In the 22 days of sequestration, the jury watched television, exercised at the hotel fitness center, and spent weekends being visited by family and friends. They also went on trips to the Volusia Mall, to St. Augustine, and to the Ripley's Believe it or Not Museum; got manicures and pedicures; went bowling; and, went out to eat several times at local restaurants.

Deputies said most breakfasts and dinners were provided through the hotel but the jurors ate out at Outback Steakhouse in Sanford and at Amigo's in Altamonte Springs. The group went out for lunch twice, both times to Senior Tequila's in Winter Springs.

Jurors also went to the movies to see “World War Z” and “The Lone Ranger" and were allowed to use their cell phones once a day in the presence of deputies.

The release stated: "In accordance with Florida Statutes, the Clerk of the Court is responsible for juror expenses for meals and lodging. Jurors paid for their own personal purchases and appointment costs. The Sheriff’s Office paid for the movie and bowling excursions and the Ripley’s admission. Although exact costs are not yet available, the hotel cost was approximately $1,000 daily, and meals were approximately $375 per day. The excursion expenses were approximately $350. In total, sequestrations costs were approximately $33,000.
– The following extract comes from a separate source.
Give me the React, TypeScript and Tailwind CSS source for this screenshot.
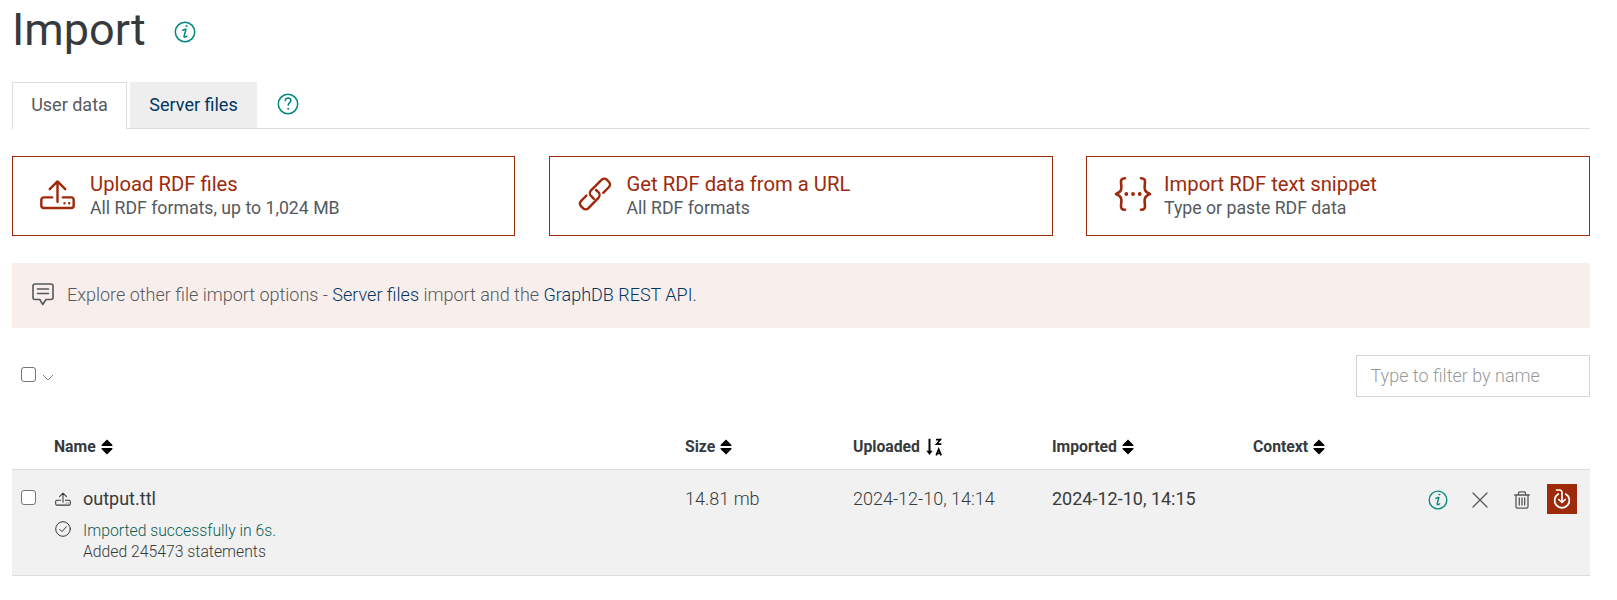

SCSO said preliminary figures show about $320,000 was spent on deputy overtime, equipment, other trial-related expenses. The jurors had security at all times.

Jurors deliberated for more than 15 hours over two days before finding Zimmerman not guilty of either second-degree murder or manslaughter last Saturday.

The verdict has inspired protests nationwide, including episodes of violence in California.